=== Provided records ===
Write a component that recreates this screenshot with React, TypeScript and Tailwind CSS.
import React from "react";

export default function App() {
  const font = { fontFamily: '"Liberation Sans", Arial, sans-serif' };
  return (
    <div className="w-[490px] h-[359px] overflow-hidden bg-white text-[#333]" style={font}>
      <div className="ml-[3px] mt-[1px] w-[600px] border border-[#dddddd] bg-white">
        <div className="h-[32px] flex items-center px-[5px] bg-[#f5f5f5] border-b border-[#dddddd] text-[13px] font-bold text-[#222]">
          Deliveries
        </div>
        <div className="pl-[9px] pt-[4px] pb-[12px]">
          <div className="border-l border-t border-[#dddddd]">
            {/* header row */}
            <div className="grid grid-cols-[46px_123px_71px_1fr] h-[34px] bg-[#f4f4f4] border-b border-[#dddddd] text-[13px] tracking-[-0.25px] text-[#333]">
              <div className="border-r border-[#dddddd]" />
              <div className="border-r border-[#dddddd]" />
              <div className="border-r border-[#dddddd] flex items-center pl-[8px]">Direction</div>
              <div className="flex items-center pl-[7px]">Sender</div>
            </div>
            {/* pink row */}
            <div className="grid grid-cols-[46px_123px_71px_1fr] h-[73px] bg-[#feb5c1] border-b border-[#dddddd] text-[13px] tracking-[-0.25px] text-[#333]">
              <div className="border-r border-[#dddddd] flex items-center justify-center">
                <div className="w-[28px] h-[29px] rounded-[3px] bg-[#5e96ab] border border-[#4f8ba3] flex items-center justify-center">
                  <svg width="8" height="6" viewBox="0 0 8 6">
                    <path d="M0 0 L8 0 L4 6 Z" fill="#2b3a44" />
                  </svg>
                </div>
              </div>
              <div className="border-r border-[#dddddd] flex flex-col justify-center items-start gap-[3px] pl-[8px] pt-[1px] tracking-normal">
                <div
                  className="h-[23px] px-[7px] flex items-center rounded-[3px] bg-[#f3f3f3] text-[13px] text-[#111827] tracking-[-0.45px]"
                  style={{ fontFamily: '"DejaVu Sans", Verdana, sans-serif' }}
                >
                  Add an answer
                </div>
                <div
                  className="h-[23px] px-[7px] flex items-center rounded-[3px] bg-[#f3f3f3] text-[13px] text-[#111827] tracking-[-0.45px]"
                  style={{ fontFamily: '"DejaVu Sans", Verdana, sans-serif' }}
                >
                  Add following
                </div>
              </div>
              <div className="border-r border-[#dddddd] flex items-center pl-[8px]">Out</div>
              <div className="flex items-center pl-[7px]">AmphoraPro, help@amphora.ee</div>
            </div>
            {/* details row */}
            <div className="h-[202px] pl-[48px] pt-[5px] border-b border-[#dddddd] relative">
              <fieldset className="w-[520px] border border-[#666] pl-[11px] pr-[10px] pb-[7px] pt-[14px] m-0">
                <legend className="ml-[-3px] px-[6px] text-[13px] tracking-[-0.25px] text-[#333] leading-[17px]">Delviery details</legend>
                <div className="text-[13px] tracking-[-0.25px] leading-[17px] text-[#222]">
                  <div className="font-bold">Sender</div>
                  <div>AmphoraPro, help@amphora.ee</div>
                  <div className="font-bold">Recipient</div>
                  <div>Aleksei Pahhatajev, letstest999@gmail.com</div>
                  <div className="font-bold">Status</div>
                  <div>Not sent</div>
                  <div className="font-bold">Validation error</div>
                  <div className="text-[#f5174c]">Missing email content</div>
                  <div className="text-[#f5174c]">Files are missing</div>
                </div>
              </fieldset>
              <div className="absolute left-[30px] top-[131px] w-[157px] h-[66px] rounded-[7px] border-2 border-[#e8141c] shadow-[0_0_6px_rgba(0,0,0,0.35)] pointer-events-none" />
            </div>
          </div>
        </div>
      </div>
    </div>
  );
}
===
=== Provided records ===
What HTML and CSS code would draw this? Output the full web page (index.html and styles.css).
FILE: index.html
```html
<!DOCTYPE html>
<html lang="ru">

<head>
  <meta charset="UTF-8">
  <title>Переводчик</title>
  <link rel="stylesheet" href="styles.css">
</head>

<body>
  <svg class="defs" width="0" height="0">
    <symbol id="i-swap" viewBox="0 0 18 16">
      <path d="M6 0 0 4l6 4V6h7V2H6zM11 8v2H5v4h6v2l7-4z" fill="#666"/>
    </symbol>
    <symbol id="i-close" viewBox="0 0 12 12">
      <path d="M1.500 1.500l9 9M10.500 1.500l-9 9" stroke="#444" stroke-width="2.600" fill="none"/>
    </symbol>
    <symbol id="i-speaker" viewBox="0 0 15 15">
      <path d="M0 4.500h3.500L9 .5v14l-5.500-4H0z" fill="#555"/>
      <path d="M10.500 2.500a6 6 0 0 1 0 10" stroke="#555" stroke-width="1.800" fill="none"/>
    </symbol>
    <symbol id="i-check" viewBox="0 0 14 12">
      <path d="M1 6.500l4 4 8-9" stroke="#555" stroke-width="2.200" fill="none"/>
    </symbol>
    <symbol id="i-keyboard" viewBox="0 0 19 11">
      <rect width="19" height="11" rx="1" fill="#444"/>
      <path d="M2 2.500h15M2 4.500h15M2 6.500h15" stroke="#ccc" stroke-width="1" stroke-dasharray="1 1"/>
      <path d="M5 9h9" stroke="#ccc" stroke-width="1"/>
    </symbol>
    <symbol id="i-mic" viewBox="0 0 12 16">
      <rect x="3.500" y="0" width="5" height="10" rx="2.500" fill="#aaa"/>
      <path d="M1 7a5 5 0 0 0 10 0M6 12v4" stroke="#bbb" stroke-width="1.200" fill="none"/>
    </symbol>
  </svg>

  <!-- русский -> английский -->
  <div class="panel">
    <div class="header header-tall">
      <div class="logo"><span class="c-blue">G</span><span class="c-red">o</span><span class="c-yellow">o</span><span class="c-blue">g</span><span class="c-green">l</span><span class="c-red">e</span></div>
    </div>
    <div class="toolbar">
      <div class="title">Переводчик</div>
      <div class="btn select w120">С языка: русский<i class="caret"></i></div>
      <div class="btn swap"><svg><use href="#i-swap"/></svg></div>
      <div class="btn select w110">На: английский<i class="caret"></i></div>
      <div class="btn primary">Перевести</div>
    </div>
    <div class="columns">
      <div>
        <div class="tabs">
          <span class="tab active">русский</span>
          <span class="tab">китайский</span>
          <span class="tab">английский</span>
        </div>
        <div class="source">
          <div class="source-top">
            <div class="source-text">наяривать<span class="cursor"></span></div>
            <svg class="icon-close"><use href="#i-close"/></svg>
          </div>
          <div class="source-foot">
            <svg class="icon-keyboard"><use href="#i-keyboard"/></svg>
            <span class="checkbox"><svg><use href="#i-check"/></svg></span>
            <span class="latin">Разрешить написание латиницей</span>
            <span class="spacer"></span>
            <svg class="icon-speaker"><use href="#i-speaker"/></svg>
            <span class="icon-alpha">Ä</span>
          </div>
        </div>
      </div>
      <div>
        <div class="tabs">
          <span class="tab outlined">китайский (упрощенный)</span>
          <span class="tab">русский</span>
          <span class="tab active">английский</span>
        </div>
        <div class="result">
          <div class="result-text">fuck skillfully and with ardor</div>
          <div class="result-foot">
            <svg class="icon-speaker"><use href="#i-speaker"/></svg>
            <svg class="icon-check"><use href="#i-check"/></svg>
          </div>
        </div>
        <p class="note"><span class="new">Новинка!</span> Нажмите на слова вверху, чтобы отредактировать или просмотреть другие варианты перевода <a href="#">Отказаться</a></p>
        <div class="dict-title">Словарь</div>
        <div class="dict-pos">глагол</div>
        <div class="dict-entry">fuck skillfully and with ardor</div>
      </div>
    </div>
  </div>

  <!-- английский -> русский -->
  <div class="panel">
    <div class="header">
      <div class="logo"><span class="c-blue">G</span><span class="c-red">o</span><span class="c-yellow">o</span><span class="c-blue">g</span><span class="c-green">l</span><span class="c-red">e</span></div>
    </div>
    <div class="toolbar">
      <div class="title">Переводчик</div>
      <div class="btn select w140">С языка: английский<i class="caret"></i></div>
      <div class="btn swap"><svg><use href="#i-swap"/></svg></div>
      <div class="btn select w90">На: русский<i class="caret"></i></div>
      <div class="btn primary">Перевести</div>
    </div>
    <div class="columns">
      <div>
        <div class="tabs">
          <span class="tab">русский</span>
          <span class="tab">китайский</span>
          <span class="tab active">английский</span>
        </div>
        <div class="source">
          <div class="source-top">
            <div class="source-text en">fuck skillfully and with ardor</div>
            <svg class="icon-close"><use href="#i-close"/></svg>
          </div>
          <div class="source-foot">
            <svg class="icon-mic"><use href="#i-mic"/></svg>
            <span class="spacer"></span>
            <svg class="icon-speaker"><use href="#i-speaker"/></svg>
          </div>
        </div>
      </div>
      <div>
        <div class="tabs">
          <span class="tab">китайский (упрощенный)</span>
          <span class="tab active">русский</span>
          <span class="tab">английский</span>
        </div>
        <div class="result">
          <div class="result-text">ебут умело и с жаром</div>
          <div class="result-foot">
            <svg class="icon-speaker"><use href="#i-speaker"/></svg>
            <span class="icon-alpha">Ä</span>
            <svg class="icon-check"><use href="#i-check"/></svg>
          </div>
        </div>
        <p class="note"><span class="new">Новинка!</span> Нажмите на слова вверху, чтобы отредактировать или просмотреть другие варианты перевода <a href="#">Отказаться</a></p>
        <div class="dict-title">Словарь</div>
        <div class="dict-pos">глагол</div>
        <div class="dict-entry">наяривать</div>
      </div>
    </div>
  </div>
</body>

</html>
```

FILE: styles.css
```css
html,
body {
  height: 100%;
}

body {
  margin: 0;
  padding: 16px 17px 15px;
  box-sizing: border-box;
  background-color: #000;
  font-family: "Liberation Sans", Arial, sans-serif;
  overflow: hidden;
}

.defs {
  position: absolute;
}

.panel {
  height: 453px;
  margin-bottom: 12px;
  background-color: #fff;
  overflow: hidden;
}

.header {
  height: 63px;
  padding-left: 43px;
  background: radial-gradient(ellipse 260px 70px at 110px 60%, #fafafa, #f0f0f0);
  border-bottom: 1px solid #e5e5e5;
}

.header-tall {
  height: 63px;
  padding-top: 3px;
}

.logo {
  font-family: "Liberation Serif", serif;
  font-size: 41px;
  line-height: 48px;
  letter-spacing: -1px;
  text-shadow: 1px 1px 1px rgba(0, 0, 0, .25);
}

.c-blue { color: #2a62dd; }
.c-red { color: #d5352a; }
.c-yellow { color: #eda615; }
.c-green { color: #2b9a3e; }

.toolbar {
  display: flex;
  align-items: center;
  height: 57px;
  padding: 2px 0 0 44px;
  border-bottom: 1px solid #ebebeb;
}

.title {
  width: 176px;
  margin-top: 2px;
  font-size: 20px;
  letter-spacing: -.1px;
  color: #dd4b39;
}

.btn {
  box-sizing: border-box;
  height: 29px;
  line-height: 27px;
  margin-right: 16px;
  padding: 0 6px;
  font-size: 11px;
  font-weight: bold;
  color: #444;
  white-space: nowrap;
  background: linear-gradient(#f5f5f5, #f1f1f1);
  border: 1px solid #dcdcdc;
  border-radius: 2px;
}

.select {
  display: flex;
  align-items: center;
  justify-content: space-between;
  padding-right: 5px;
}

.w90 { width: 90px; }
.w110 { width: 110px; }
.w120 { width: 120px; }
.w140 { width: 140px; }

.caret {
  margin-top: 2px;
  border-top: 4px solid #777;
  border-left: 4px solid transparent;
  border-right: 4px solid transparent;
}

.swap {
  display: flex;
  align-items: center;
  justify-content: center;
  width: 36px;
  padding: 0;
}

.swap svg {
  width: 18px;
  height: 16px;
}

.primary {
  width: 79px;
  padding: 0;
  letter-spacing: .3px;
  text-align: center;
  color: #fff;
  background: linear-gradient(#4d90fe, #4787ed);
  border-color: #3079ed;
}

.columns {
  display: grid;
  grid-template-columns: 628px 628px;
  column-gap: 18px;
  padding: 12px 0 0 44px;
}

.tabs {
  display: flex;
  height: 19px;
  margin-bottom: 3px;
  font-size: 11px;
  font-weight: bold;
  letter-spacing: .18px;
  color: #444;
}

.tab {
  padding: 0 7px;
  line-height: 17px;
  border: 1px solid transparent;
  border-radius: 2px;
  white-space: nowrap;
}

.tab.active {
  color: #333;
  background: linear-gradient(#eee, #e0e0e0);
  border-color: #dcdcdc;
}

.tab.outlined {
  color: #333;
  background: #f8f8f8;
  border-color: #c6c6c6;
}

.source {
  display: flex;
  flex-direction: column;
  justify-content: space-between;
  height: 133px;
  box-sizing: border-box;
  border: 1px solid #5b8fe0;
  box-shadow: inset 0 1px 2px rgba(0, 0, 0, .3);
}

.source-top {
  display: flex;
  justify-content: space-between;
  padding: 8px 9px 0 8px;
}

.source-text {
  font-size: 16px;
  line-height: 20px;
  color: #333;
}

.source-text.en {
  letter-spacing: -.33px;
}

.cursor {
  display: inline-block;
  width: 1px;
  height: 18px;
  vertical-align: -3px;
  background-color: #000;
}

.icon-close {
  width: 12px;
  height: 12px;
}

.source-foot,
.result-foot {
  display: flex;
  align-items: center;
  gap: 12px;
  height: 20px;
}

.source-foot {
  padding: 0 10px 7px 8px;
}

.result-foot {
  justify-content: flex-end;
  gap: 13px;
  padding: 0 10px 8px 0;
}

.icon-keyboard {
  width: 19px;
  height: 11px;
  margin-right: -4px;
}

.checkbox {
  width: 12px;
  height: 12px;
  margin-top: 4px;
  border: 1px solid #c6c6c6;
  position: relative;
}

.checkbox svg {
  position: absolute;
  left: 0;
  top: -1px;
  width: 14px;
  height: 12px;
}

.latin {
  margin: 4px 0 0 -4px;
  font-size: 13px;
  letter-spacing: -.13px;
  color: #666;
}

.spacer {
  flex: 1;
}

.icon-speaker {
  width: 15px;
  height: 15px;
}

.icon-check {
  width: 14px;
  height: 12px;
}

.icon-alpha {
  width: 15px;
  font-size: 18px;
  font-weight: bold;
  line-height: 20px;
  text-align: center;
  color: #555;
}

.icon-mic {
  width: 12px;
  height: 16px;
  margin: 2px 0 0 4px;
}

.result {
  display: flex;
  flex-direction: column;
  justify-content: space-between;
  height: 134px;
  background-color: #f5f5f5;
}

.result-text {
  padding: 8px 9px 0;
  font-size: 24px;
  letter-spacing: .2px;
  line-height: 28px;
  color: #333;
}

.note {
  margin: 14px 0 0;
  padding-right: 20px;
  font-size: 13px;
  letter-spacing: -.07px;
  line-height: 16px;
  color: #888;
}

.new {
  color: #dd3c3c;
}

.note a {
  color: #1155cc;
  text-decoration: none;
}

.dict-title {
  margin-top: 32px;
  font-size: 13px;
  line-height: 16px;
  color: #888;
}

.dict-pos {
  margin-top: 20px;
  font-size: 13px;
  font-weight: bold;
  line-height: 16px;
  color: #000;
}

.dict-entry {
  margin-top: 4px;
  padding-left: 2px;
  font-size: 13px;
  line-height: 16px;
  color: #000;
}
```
===
— What is being asked —
Write out exactly the lines from the one with "Write a component" through the one with "import React from", including both, and no others.

— Output for this task —
Write a component that recreates this screenshot with React, TypeScript and Tailwind CSS.
import React from "react";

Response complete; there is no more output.